> Task goal: Copy out all the lines exactly. Omit pictures.

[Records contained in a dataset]
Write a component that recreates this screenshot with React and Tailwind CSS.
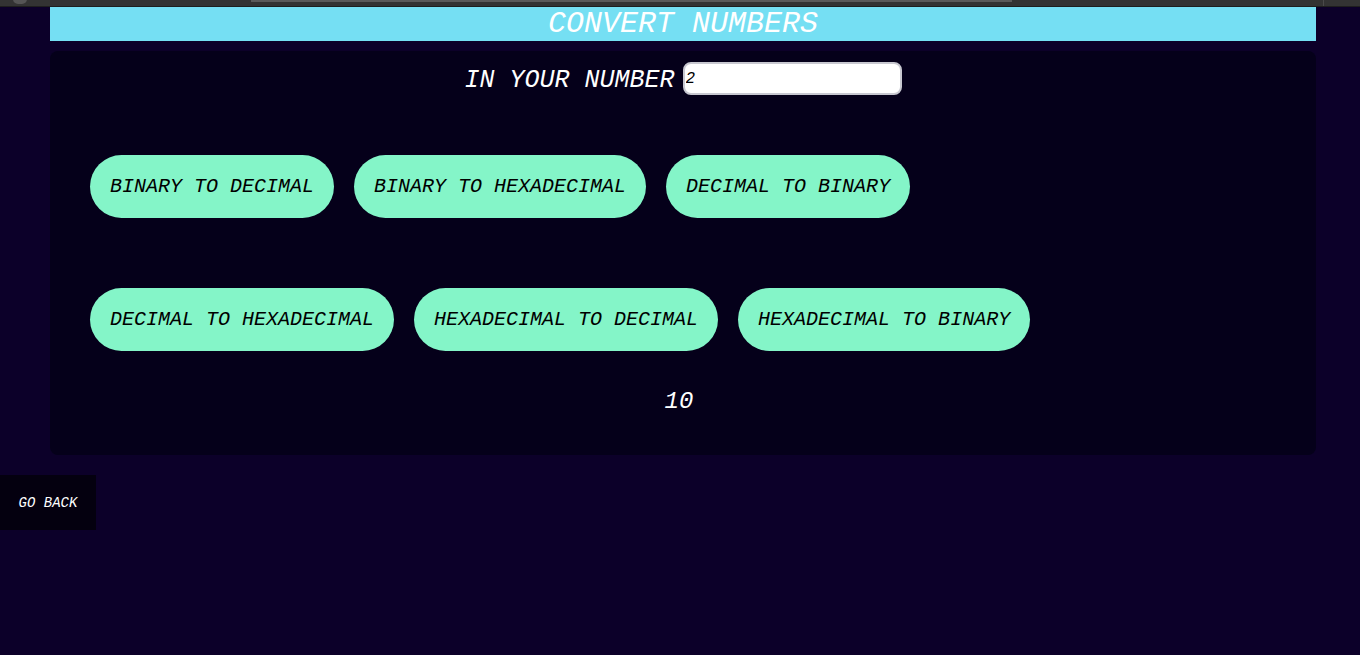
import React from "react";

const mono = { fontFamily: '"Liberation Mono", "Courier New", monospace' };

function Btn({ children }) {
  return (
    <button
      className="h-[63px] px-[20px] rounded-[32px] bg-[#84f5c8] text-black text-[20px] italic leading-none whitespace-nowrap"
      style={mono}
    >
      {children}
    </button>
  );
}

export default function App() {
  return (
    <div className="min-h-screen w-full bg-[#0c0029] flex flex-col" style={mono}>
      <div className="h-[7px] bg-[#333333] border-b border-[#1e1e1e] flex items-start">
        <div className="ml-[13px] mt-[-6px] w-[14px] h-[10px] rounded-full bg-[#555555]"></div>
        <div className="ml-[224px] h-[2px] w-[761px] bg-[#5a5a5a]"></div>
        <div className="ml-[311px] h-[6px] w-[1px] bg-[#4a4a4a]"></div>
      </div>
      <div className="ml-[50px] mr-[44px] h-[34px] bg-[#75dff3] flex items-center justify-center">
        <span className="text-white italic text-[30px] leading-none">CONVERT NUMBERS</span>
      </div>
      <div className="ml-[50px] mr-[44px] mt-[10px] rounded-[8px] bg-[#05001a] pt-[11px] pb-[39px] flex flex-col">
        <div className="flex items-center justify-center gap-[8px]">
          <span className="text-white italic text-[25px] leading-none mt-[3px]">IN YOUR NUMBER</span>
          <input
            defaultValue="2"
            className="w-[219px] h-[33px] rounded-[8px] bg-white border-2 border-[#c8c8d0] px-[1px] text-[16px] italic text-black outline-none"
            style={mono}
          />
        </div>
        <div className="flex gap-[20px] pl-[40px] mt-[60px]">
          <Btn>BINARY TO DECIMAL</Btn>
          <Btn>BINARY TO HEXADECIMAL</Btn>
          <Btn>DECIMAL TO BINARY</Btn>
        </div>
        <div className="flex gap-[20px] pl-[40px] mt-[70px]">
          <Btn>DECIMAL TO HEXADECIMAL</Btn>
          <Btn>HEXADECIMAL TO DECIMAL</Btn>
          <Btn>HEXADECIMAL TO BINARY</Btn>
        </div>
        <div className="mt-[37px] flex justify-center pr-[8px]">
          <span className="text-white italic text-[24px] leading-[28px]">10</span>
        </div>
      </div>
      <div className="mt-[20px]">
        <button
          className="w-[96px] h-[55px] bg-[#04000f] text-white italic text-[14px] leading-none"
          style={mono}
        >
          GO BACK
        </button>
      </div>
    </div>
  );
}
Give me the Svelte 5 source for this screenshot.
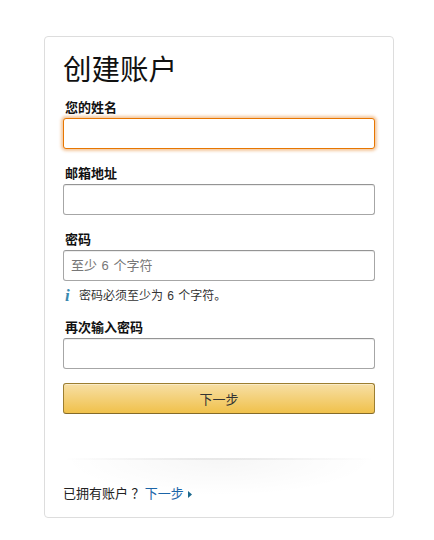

> Completed exercise:
Write a component that recreates this screenshot with React and Tailwind CSS.
import React from "react";

const mono = { fontFamily: '"Liberation Mono", "Courier New", monospace' };

function Btn({ children }) {
  return (
    <button
      className="h-[63px] px-[20px] rounded-[32px] bg-[#84f5c8] text-black text-[20px] italic leading-none whitespace-nowrap"
      style={mono}
    >
      {children}
    </button>
  );
}

export default function App() {
  return (
    <div className="min-h-screen w-full bg-[#0c0029] flex flex-col" style={mono}>
      <div className="h-[7px] bg-[#333333] border-b border-[#1e1e1e] flex items-start">
        <div className="ml-[13px] mt-[-6px] w-[14px] h-[10px] rounded-full bg-[#555555]"></div>
        <div className="ml-[224px] h-[2px] w-[761px] bg-[#5a5a5a]"></div>
        <div className="ml-[311px] h-[6px] w-[1px] bg-[#4a4a4a]"></div>
      </div>
      <div className="ml-[50px] mr-[44px] h-[34px] bg-[#75dff3] flex items-center justify-center">
        <span className="text-white italic text-[30px] leading-none">CONVERT NUMBERS</span>
      </div>
      <div className="ml-[50px] mr-[44px] mt-[10px] rounded-[8px] bg-[#05001a] pt-[11px] pb-[39px] flex flex-col">
        <div className="flex items-center justify-center gap-[8px]">
          <span className="text-white italic text-[25px] leading-none mt-[3px]">IN YOUR NUMBER</span>
          <input
            defaultValue="2"
            className="w-[219px] h-[33px] rounded-[8px] bg-white border-2 border-[#c8c8d0] px-[1px] text-[16px] italic text-black outline-none"
            style={mono}
          />
        </div>
        <div className="flex gap-[20px] pl-[40px] mt-[60px]">
          <Btn>BINARY TO DECIMAL</Btn>
          <Btn>BINARY TO HEXADECIMAL</Btn>
          <Btn>DECIMAL TO BINARY</Btn>
        </div>
        <div className="flex gap-[20px] pl-[40px] mt-[70px]">
          <Btn>DECIMAL TO HEXADECIMAL</Btn>
          <Btn>HEXADECIMAL TO DECIMAL</Btn>
          <Btn>HEXADECIMAL TO BINARY</Btn>
        </div>
        <div className="mt-[37px] flex justify-center pr-[8px]">
          <span className="text-white italic text-[24px] leading-[28px]">10</span>
        </div>
      </div>
      <div className="mt-[20px]">
        <button
          className="w-[96px] h-[55px] bg-[#04000f] text-white italic text-[14px] leading-none"
          style={mono}
        >
          GO BACK
        </button>
      </div>
    </div>
  );
}
Give me the Svelte 5 source for this screenshot.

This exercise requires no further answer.